— start Given records —
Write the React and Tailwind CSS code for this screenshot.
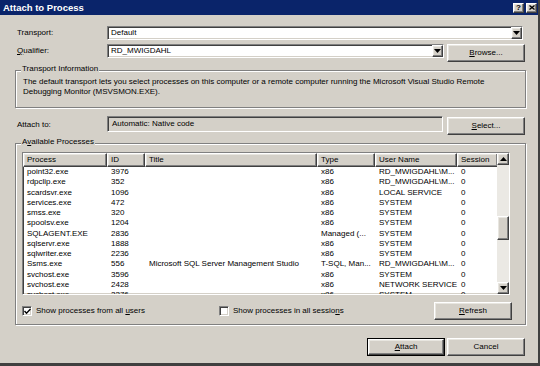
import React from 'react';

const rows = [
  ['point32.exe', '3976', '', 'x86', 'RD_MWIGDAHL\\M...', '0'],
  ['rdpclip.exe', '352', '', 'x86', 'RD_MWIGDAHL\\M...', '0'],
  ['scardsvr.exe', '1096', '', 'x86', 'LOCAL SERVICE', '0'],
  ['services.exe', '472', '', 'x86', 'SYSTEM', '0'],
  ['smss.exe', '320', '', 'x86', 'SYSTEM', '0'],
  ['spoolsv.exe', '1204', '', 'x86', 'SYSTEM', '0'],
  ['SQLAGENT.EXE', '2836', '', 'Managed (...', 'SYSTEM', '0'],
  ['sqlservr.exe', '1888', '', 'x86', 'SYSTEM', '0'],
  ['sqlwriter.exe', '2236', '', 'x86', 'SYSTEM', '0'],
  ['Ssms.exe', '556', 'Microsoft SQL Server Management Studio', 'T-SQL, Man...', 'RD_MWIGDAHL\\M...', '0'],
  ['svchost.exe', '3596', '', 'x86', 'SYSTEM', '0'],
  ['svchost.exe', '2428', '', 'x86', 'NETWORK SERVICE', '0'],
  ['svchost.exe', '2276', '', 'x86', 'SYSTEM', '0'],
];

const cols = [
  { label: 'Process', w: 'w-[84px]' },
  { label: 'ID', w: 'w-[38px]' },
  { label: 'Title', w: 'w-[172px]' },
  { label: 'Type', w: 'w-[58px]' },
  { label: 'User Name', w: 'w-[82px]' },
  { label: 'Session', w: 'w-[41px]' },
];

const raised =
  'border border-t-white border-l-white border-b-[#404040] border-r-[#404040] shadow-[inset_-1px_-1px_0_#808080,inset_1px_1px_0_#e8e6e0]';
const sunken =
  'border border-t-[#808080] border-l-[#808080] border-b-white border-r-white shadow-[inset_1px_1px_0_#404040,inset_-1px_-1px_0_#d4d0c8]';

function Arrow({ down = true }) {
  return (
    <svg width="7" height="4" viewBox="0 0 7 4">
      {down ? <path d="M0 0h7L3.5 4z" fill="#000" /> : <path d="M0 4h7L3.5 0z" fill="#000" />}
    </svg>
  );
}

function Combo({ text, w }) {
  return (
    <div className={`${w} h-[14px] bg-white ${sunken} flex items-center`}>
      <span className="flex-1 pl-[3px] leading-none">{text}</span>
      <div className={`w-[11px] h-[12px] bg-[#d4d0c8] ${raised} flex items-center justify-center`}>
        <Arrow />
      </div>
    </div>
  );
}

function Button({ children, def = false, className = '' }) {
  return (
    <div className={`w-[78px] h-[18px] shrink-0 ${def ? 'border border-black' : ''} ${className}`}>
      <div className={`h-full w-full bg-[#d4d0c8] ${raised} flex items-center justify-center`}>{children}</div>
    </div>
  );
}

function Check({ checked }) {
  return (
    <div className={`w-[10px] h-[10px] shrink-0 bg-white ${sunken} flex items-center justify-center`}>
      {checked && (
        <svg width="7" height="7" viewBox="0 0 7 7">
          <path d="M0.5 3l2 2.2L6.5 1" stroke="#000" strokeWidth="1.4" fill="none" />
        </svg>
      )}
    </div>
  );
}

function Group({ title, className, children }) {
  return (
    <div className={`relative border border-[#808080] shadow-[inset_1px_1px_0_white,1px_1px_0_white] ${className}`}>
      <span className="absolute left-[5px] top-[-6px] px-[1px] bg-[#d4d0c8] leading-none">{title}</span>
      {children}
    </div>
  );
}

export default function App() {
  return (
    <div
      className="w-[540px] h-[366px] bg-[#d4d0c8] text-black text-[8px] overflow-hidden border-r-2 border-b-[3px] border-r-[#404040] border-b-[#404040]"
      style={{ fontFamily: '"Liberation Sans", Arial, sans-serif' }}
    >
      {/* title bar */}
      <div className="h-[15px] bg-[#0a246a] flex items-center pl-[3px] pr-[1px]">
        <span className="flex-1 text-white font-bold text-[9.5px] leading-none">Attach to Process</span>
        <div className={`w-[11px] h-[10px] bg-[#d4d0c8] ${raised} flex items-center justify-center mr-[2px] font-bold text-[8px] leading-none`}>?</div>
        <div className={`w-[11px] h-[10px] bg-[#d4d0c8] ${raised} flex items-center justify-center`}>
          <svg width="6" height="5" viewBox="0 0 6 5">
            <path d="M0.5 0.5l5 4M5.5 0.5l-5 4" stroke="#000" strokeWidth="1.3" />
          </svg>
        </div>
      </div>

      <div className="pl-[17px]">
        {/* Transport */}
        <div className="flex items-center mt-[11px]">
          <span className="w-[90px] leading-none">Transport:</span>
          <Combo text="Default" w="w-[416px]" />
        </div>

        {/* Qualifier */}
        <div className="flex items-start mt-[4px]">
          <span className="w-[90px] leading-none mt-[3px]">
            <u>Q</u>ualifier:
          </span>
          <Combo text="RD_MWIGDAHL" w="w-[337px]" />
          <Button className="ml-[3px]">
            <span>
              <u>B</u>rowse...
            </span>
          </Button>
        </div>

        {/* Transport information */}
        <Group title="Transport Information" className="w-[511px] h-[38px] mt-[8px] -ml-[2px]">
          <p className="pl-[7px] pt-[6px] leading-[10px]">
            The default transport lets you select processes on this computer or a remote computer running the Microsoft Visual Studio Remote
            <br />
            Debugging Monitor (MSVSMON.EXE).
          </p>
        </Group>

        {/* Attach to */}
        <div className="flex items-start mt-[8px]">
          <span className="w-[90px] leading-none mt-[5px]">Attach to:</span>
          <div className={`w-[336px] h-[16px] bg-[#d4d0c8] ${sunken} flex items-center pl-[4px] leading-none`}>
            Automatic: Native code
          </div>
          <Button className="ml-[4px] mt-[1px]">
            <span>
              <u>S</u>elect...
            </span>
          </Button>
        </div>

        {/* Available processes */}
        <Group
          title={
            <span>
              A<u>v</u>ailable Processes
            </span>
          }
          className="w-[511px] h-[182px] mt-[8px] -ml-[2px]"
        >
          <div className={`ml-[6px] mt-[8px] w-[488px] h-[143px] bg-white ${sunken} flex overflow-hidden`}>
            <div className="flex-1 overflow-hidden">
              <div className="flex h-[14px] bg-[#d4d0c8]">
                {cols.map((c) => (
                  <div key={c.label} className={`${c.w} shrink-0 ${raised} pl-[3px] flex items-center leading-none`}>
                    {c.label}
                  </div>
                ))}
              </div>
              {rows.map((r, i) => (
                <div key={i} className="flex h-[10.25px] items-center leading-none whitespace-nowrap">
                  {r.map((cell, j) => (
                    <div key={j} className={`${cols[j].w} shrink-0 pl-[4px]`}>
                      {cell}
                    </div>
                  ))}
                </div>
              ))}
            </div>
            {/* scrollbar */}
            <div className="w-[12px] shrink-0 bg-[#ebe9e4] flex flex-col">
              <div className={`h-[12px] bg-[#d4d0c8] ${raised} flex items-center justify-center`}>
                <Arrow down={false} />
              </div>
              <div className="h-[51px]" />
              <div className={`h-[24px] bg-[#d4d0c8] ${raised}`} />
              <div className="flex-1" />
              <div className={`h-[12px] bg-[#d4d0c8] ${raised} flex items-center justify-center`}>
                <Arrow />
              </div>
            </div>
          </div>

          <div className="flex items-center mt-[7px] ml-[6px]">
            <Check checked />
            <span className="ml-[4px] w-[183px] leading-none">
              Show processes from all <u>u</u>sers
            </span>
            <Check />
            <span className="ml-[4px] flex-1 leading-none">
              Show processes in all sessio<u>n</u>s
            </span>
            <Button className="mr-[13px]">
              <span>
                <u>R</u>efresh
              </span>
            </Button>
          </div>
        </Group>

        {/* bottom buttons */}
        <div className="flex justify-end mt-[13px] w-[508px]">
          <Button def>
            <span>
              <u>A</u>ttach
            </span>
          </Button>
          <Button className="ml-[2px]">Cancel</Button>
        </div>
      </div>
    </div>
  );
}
— end Given records —
— start Given records —
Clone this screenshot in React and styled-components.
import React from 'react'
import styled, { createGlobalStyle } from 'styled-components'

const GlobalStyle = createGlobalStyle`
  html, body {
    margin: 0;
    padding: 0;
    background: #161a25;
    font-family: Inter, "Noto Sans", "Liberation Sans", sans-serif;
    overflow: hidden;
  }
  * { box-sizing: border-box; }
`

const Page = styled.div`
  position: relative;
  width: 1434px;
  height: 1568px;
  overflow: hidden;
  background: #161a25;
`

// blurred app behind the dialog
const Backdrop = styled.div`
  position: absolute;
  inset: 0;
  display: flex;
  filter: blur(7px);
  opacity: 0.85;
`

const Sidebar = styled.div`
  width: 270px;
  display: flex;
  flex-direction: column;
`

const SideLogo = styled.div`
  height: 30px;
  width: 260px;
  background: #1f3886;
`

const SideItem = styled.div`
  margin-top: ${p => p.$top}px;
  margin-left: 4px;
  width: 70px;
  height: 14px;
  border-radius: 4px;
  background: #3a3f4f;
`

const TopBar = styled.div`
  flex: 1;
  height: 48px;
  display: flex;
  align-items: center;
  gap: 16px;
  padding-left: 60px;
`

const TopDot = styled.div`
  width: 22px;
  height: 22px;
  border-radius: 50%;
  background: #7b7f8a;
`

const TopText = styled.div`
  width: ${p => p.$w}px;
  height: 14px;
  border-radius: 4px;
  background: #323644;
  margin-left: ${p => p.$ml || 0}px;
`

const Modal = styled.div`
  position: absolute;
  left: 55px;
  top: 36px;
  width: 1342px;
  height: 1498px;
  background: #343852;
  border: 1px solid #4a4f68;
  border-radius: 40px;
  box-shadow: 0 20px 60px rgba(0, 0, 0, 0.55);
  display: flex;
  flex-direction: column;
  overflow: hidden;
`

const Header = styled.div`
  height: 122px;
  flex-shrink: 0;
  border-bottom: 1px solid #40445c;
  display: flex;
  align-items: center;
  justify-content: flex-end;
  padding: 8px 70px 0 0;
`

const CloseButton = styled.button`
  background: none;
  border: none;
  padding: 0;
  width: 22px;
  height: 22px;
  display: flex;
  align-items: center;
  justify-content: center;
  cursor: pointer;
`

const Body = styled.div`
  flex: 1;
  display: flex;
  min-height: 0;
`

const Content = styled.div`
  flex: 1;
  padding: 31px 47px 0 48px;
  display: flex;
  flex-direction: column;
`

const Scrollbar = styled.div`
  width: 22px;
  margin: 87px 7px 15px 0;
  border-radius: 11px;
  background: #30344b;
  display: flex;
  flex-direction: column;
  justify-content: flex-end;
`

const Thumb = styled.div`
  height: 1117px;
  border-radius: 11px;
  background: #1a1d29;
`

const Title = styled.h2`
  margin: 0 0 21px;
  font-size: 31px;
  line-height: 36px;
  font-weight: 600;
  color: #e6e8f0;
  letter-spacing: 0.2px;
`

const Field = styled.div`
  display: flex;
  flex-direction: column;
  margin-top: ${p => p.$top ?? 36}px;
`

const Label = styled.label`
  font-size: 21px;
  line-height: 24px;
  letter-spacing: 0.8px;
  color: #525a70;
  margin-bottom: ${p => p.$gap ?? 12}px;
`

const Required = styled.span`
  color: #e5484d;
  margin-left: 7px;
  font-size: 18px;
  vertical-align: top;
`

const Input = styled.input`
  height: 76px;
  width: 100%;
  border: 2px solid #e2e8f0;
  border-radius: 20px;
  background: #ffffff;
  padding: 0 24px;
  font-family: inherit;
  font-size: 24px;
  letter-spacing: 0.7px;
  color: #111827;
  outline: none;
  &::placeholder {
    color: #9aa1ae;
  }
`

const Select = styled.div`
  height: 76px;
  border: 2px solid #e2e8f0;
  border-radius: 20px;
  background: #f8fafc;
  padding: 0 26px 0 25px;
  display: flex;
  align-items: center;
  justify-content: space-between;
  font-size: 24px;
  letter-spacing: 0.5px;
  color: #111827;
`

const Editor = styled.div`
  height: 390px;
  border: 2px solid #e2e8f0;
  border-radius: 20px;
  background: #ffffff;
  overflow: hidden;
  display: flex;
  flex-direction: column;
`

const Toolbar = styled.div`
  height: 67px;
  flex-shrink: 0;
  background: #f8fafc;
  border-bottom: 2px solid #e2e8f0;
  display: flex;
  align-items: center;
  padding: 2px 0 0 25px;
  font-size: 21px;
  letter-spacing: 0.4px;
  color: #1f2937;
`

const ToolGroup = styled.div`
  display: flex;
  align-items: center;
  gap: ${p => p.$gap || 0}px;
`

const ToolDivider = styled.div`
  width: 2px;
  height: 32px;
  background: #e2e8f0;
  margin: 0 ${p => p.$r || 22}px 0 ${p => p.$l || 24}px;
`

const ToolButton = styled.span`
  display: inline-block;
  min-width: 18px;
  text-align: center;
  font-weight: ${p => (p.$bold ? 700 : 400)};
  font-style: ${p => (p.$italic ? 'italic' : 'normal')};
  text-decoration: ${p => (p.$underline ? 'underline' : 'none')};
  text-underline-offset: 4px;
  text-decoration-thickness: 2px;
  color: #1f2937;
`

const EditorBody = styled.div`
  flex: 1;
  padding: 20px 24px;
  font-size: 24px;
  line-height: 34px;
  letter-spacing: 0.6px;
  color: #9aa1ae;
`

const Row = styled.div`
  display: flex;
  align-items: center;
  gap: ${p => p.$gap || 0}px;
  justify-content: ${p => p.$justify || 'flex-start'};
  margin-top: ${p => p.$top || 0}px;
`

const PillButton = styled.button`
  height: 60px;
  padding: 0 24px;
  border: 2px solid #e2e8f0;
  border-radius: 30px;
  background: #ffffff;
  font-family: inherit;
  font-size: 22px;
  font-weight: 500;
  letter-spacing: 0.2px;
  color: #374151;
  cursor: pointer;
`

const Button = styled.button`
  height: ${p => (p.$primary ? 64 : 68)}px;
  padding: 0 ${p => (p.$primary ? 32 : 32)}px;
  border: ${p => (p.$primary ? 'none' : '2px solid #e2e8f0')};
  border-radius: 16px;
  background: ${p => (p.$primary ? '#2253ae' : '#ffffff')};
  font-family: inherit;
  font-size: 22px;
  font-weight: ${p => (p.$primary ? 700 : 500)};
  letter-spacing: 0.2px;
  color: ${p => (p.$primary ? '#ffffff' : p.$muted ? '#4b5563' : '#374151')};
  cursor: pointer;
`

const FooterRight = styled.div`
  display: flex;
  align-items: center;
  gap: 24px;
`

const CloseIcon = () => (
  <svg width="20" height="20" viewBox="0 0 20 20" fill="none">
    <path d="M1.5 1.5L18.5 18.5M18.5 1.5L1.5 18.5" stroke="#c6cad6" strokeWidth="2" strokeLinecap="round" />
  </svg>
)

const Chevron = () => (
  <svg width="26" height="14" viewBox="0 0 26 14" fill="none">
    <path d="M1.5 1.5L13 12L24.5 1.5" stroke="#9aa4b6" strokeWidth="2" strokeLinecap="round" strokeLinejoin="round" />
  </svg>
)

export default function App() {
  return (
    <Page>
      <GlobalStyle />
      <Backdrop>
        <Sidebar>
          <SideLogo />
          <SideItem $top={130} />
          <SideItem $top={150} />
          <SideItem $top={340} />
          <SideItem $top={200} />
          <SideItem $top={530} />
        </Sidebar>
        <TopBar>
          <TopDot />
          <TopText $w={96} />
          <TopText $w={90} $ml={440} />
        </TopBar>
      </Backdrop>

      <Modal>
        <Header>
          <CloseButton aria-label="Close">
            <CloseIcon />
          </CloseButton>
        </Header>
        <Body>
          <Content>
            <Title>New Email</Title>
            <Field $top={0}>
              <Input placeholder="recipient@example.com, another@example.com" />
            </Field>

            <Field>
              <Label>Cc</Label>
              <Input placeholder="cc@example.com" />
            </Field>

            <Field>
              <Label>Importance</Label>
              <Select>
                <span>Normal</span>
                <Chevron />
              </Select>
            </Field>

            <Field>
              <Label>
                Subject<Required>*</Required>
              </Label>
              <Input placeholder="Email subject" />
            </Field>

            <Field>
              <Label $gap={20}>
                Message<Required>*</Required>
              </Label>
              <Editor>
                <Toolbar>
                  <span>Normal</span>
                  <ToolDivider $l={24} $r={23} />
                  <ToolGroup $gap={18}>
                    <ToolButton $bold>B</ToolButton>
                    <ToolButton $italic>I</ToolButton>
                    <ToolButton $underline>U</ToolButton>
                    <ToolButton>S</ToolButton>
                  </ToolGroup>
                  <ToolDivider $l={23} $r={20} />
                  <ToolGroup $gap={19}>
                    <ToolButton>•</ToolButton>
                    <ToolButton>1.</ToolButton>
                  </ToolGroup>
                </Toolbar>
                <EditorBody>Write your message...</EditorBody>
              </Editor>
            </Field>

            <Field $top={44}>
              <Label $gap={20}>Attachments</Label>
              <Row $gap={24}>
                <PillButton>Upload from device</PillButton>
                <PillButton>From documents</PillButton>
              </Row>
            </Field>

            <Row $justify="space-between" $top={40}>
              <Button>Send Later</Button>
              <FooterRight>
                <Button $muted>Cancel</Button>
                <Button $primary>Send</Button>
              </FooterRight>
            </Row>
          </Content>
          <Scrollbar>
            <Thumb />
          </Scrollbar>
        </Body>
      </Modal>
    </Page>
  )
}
— end Given records —
— start Given records —
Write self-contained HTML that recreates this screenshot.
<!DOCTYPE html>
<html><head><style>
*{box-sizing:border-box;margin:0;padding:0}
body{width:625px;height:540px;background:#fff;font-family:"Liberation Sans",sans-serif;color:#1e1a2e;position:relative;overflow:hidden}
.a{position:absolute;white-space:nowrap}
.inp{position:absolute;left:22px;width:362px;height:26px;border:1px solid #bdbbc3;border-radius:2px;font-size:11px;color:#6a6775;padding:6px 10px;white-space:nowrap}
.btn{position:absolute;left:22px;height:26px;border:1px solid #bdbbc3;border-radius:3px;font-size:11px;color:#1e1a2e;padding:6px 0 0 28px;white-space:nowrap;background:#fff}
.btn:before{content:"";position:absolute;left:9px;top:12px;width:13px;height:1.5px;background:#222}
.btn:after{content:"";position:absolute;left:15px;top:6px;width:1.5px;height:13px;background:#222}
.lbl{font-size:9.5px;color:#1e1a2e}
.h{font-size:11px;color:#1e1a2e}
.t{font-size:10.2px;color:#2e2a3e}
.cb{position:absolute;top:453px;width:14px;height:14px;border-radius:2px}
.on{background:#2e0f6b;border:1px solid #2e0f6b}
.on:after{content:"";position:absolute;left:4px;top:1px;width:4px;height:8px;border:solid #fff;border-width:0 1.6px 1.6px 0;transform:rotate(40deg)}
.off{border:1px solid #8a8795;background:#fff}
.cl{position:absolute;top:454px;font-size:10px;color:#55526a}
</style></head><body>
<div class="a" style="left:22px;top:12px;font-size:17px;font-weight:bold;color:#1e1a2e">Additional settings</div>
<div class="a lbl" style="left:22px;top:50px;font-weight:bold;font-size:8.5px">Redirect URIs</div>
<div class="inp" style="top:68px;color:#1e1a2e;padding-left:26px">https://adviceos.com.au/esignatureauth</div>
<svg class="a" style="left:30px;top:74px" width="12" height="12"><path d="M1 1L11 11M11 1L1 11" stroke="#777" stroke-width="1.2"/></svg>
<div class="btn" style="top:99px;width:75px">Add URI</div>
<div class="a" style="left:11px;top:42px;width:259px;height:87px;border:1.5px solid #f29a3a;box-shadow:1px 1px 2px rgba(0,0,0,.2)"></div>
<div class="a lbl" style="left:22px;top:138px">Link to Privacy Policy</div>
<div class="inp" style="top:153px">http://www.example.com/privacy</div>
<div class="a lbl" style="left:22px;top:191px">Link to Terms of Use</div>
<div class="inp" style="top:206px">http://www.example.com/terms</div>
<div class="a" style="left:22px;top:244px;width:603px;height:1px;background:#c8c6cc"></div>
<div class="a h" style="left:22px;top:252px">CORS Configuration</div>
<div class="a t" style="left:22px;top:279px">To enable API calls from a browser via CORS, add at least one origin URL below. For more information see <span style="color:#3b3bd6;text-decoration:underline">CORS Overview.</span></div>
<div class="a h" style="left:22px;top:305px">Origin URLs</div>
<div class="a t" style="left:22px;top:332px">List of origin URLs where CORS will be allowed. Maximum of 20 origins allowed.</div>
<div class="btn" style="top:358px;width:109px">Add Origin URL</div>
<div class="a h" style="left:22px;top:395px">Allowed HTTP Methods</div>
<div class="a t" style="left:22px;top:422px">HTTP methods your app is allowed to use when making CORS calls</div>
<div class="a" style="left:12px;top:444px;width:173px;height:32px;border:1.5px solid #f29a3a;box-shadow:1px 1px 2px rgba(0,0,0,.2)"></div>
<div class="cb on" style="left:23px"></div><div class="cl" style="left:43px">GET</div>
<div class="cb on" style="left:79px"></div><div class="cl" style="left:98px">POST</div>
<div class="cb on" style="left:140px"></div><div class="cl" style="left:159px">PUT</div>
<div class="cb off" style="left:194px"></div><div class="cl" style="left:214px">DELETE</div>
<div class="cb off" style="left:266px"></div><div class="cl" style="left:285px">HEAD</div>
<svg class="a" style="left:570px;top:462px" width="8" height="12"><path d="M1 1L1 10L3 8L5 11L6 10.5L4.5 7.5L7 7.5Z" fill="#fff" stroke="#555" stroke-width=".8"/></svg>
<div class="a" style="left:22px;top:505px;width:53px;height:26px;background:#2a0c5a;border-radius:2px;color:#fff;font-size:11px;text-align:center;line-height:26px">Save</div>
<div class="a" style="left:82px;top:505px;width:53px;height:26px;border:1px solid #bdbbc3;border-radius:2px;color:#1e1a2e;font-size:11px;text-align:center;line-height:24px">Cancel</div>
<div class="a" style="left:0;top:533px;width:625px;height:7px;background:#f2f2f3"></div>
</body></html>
— end Given records —
Copy every line that includes the string "screenshot" from the material above.

Write the React and Tailwind CSS code for this screenshot.
Clone this screenshot in React and styled-components.
Write self-contained HTML that recreates this screenshot.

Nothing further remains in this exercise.